27.2.16

Há uma certa tristeza nisto tudo



Excertos do texto de José Pacheco Pereira no Público de hoje:

«Há uma certa tristeza nisto tudo, mas as coisas são como são. O país conhece um ritmo depressivo quotidiano. De vez em quando, há um crime hediondo. Uma mãe mata as filhas. De vez em quando, é preso alguém importante e respeitável. Um procurador. De vez em quando, há um pequeno sobressalto porque alguém quer pôr árvores a servir de separadores de uma estrada. De vez em quando, há um pequeno sobressalto porque alguém quer deitar abaixo umas árvores. De vez em quando, há uma jovem actriz de telenovelas que tem cancro e, como não sabe viver fora dos holofotes, leva o seu cancro a tudo quanto é capa. As melhoras. De vez em quando, há mais um caso de violência doméstica. De vez em quando, um pescador ou um operário ou um desempregado que arredonda o seu orçamento apanhando bivalves no Tejo morre afogado. De vez em quando.

Há uma certa tristeza nisto tudo, mas as coisas são como são. Quase sempre, a todas as horas, há futebol. Discute-se antes, durante, depois. Os canais noticiosos, que deviam acrescentar-se aos canais desportivos, são tanto ou mais desportivos e cada vez menos noticiosos. Se um começa um painel sobre futebol, nenhum outro se atreve a fazer qualquer outra coisa que não seja outro painel sobre futebol. Nada mobiliza mais os portugueses, em particular como espectadores, telespectadores, ouvintes, conversantes, tertulianos e habitantes de mesas de café, do que a bola.

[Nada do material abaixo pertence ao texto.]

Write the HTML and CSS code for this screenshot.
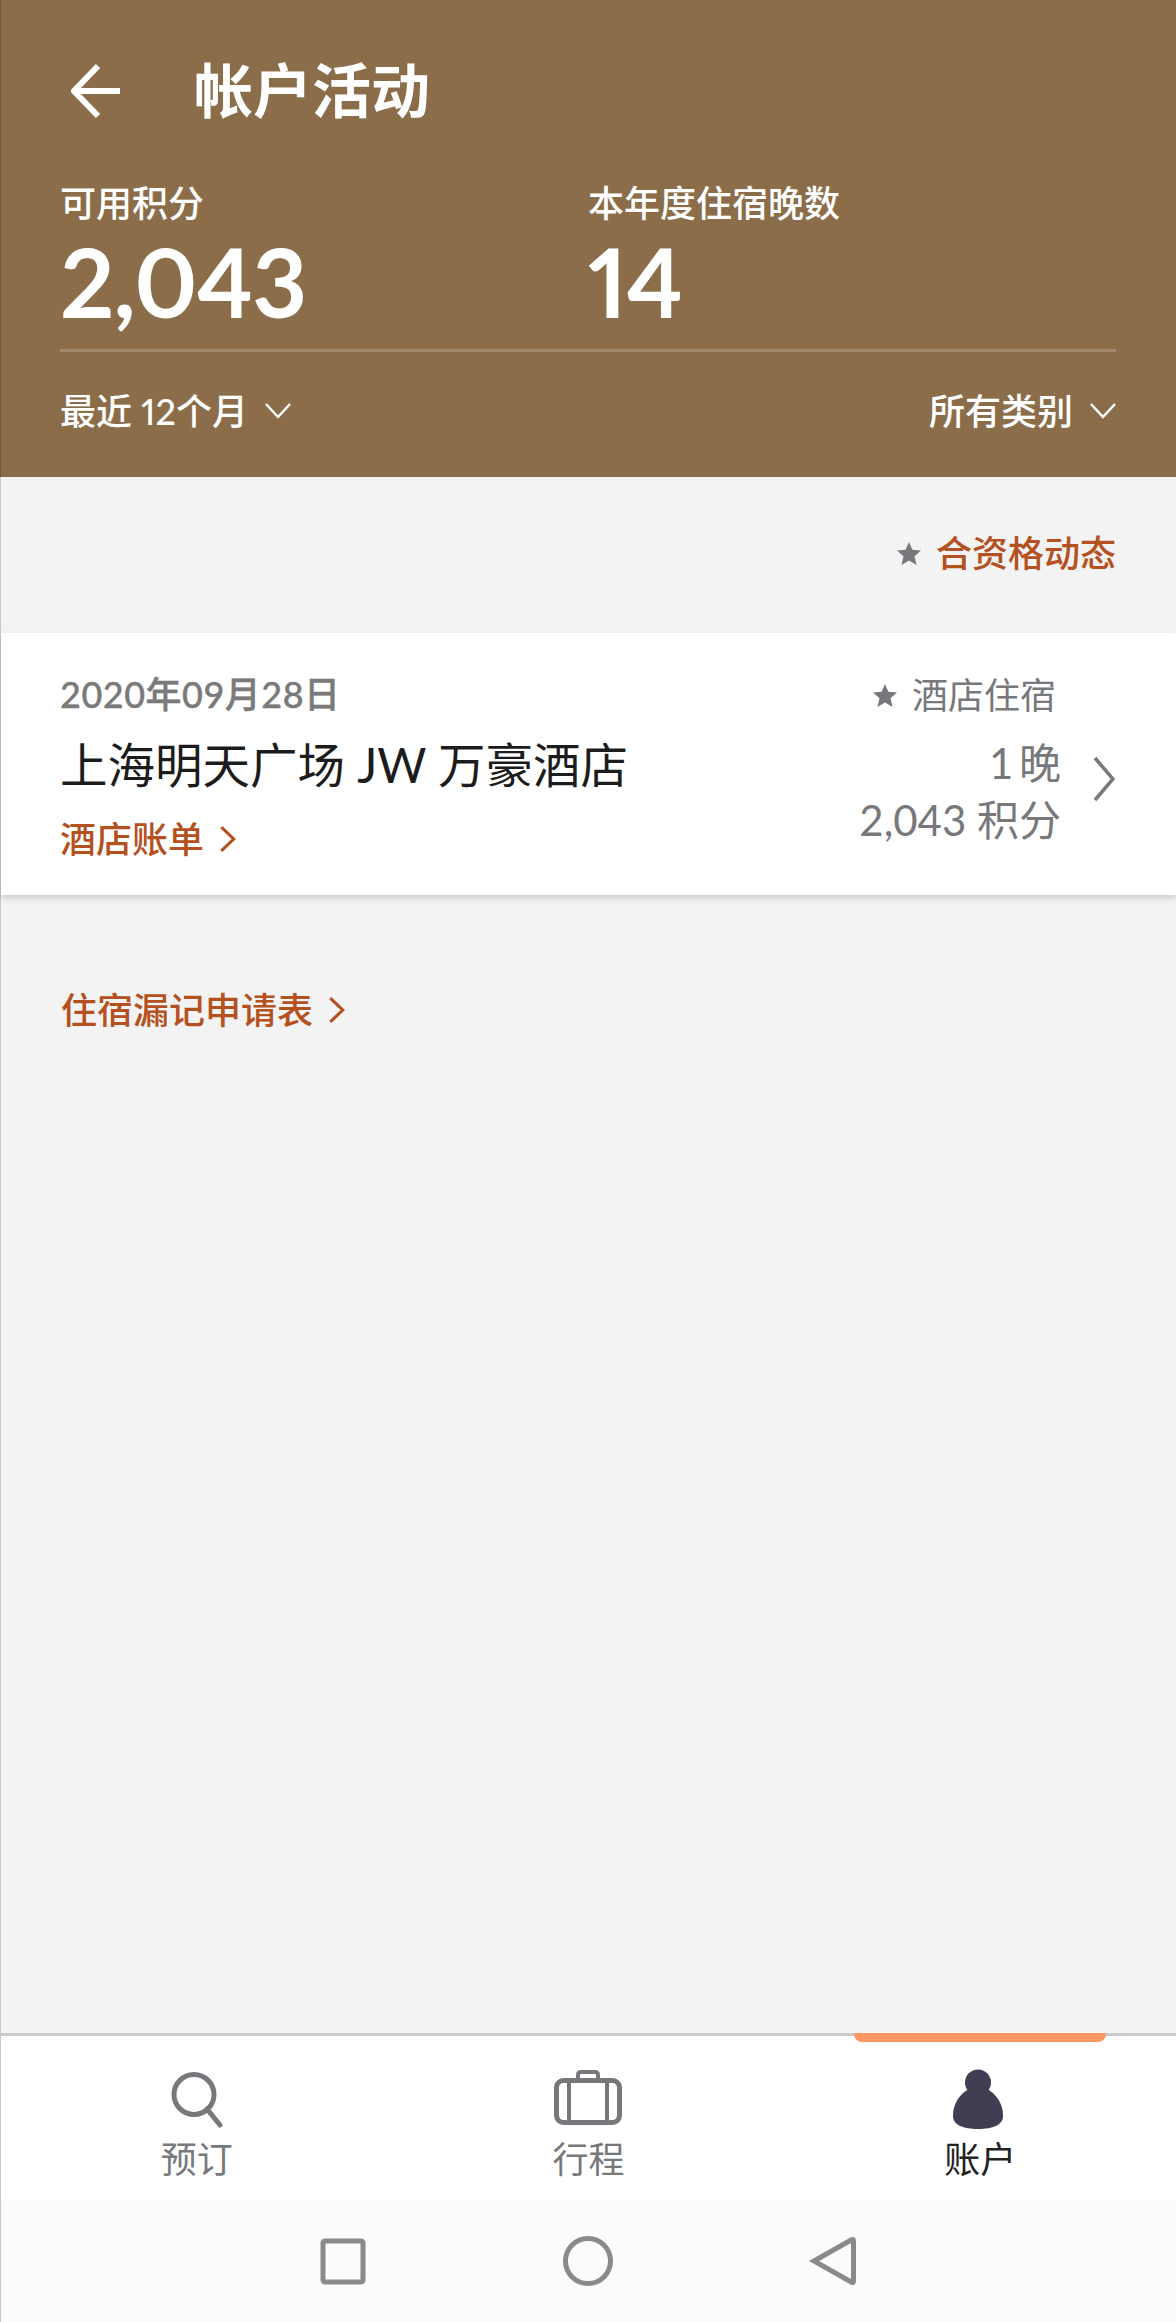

Há uma certa tristeza nisto tudo, mas as coisas são como são. Na política, o país está num impasse, mas parece que não. Como acontece por toda a Europa, a impotência do poder político democrático face ao poder económico castrou governos eleitos e submeteu-os a entidades obscuras como os “mercados”, onde o grosso do dinheiro que circula não tem pai nem mãe, a não ser numa caixa de correios das ilhas Caimão. O sistema político democrático, a representação partidária tradicional, está numa crise que parece não ter saída. Os partidos do “arco da governação”, ou seja, os que têm o alvará de Bruxelas, do senhor Schauble, da Moody’s e da Fitch, ainda ganham as eleições num ou noutro país, mas ninguém os quer ver a governar outra vez, pelos estragos que fizeram à vida dos homens comuns para salvar a banca, não tendo no fim salvado coisa nenhuma. (…)

Há uma certa tristeza nisto tudo, mas as coisas são como são. Como não saímos da cepa torta, habituamo-nos depressa a considerar a cepa torta como a “realidade”. Já não nos governamos, para gáudio de alguns, indiferença de muitos e preocupação de um punhado de lunáticos, que ainda pensam que votam em Portugal, para que governantes portugueses eleitos por esse voto governem Portugal. Ainda são fiéis ao principio da revolução americana de que “no taxation without representation”, e por isso é o Parlamento português que deveria fazer o Orçamento e não uma mistura de governantes estrangeiros acolitados por uma burocracia escolhida pela fidelidade ao cânone alemão. Há uma certa tristeza nisto tudo, mas as coisas são como são. Num certo sentido, eu percebo por que razão o futebol é tão importante. É como cantar blues, ponderada a diferença de qualidade. Seria melhor arranjar um Django, mas não aparecem a pedido.»